#### WHAT YOU NEED TO DO:
Write the material out again in full, word for word. Do not include the pictures.
BEGIN DATA SHOWN
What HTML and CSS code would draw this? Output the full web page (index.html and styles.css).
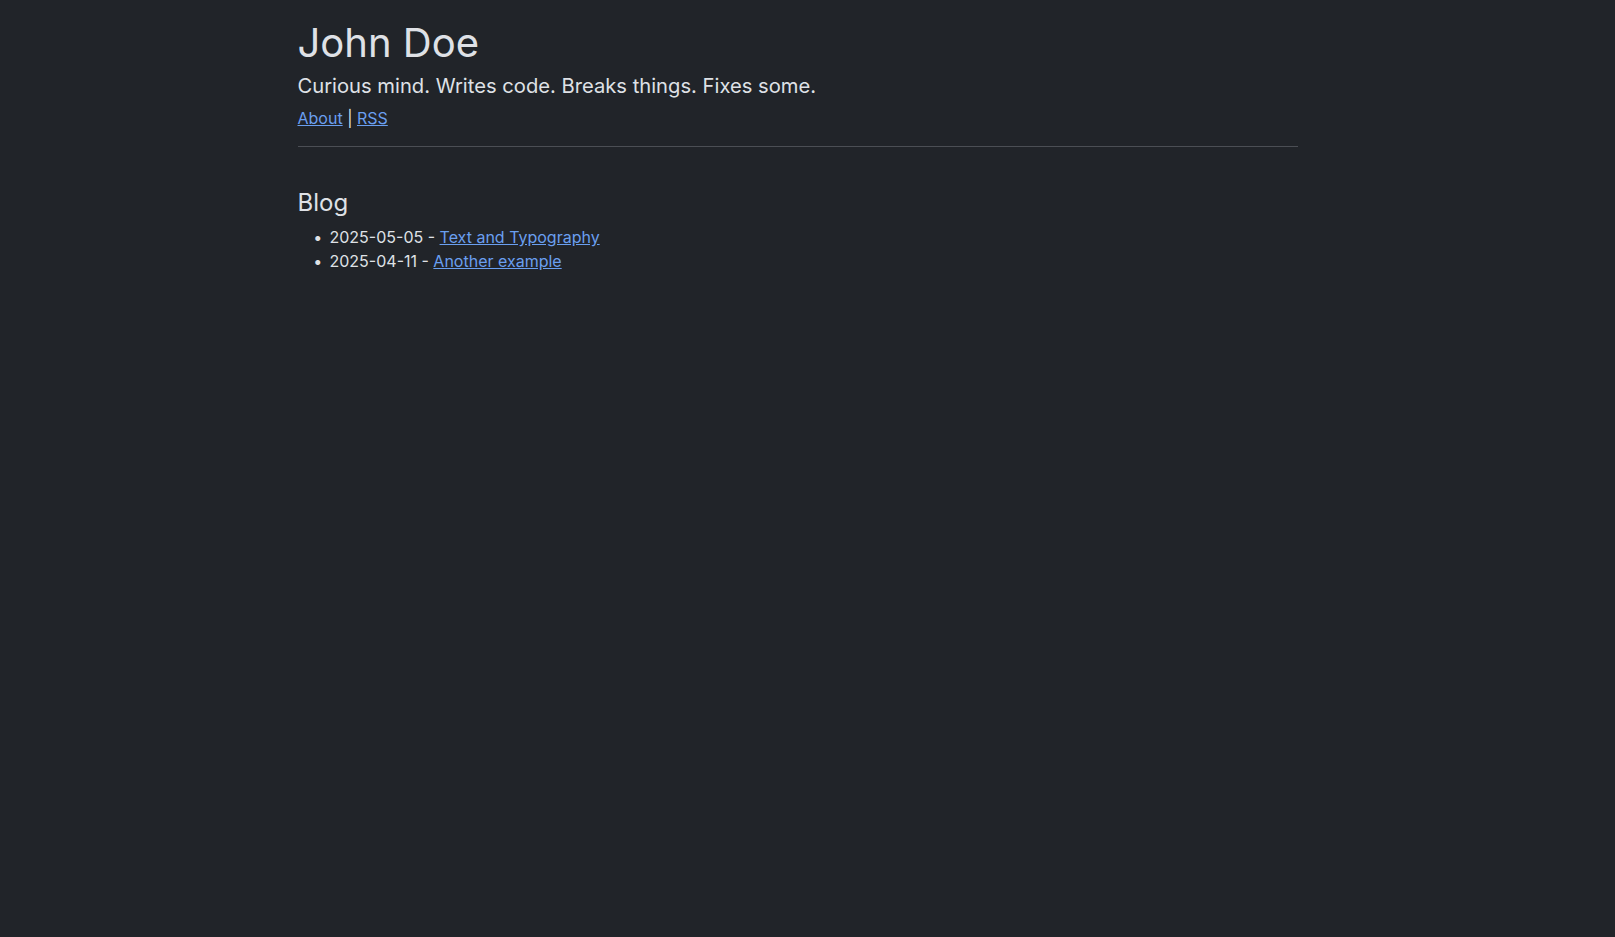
FILE: index.html
```html
<!DOCTYPE html>
<html lang="en">
<head>
  <meta charset="UTF-8" />
  <meta name="viewport" content="width=device-width, initial-scale=1.0"/>
  <title>John Doe</title>
  <link rel="stylesheet" href="styles.css">
</head>

<body>
  <div class="page">
    <!-- Site header -->
    <header class="site-header">
      <h1 class="site-title">John Doe</h1>
      <p class="tagline">Curious mind. Writes code. Breaks things. Fixes some.</p>
      <nav class="site-nav">
        <a href="#">About</a> | <a href="#">RSS</a>
      </nav>
    </header>

    <!-- Post list -->
    <main>
      <h2 class="section-title">Blog</h2>
      <ul class="posts">
        <li>2025-05-05 - <a href="#">Text and Typography</a></li>
        <li>2025-04-11 - <a href="#">Another example</a></li>
      </ul>
    </main>
  </div>
</body>
</html>
```

FILE: styles.css
```css
/* Basic Reset */
* {
  margin: 0;
  padding: 0;
  box-sizing: border-box;
}

body {
  background-color: #212429;
  color: #dfe1e6;
  font-family: Inter, "Noto Sans", sans-serif;
  font-size: 16px;
  line-height: 1.5;
  padding-right: 20px;
}

.page {
  max-width: 1000px;
  margin: 0 auto;
}

a {
  color: #6a9ff0;
}

/* HEADER */
.site-header {
  padding-top: 19px;
  padding-bottom: 16px;
  border-bottom: 1px solid #4b4e54;
}

.site-title {
  font-size: 40px;
  font-weight: 400;
  line-height: 1.2;
}

.tagline {
  font-size: 20.2px;
  margin-top: 4px;
}

.site-nav {
  font-size: 16px;
  margin-top: 5px;
}

/* BLOG LIST */
.section-title {
  font-size: 24px;
  font-weight: 400;
  margin-top: 38px;
  margin-bottom: 4px;
}

.posts {
  padding-left: 32px;
}

.posts li {
  line-height: 24px;
}

.posts li::marker {
  content: "\2022  \2009";
}
```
END DATA SHOWN
#### TASK ANSWER:
What HTML and CSS code would draw this? Output the full web page (index.html and styles.css).
FILE: index.html
```html
<!DOCTYPE html>
<html lang="en">
<head>
  <meta charset="UTF-8" />
  <meta name="viewport" content="width=device-width, initial-scale=1.0"/>
  <title>John Doe</title>
  <link rel="stylesheet" href="styles.css">
</head>

<body>
  <div class="page">
    <!-- Site header -->
    <header class="site-header">
      <h1 class="site-title">John Doe</h1>
      <p class="tagline">Curious mind. Writes code. Breaks things. Fixes some.</p>
      <nav class="site-nav">
        <a href="#">About</a> | <a href="#">RSS</a>
      </nav>
    </header>

    <!-- Post list -->
    <main>
      <h2 class="section-title">Blog</h2>
      <ul class="posts">
        <li>2025-05-05 - <a href="#">Text and Typography</a></li>
        <li>2025-04-11 - <a href="#">Another example</a></li>
      </ul>
    </main>
  </div>
</body>
</html>
```

FILE: styles.css
```css
/* Basic Reset */
* {
  margin: 0;
  padding: 0;
  box-sizing: border-box;
}

body {
  background-color: #212429;
  color: #dfe1e6;
  font-family: Inter, "Noto Sans", sans-serif;
  font-size: 16px;
  line-height: 1.5;
  padding-right: 20px;
}

.page {
  max-width: 1000px;
  margin: 0 auto;
}

a {
  color: #6a9ff0;
}

/* HEADER */
.site-header {
  padding-top: 19px;
  padding-bottom: 16px;
  border-bottom: 1px solid #4b4e54;
}

.site-title {
  font-size: 40px;
  font-weight: 400;
  line-height: 1.2;
}

.tagline {
  font-size: 20.2px;
  margin-top: 4px;
}

.site-nav {
  font-size: 16px;
  margin-top: 5px;
}

/* BLOG LIST */
.section-title {
  font-size: 24px;
  font-weight: 400;
  margin-top: 38px;
  margin-bottom: 4px;
}

.posts {
  padding-left: 32px;
}

.posts li {
  line-height: 24px;
}

.posts li::marker {
  content: "\2022  \2009";
}
```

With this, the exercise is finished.